1 nephi 16:1 - 16
what do you think it means that "the guilty taketh the truth to be hard"?
--> verse 3 explains this comment a little better: "and now my brethren, if ye were righteous and were willing to hearken to the truth and give heed unto it, that ye might walk uprightly before God, then ye would not murmur because of the truth and say: thou speakest hard things against us."
i'll give an example from my own life of how i've seen this principle to be true. i know that i should be reading my scriptures every single day. i've known it since i was 2. but do i do it everyday? no. studying the scriptures is something that's so hard for me for some reason. there have been periods in my life where i didn't struggle at all with this, and other times when i go weeks without opening the book. i hate that. during the times that i'm not reading, i find the commandment to read everyday SO hard. i find excuses and justifications and rationalize why i'm not doing it. and when anyone else talks about reading the scriptures or a cool insight they found or anything, i immediately put my defenses up and find reasons to justify myself because i feel guilty for not doing what i know is right and good. the guilt setting in is what makes the commandment seems difficult. when i'm not obeying the commandments, they seem hard and irrational.

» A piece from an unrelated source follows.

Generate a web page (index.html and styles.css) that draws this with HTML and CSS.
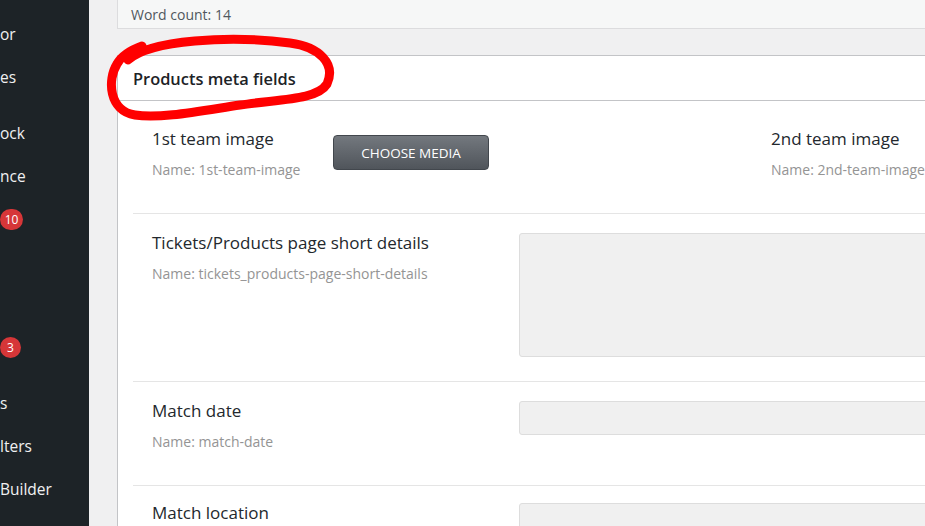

on the flip side, when i AM following the commandments and doing what i know i should be doing, i am happy, at peace, and the commandments aren't so hard. do they take work? yes. but it goes back to that willingness that nephi talks about in verse 3 - when we are willing to give heed to the truth and listen to it with the intent to walk in God's right way and be pleasing to Him, then the commandments have purpose and meaning and don't seem so hard anymore. i think part of this is because we receive extra strength to complete and keep them, and part of this is because our understanding has grown, and we are able to overcome the natural man in us and see the greater purpose behind a commandment than just a restriction of an easier alternative.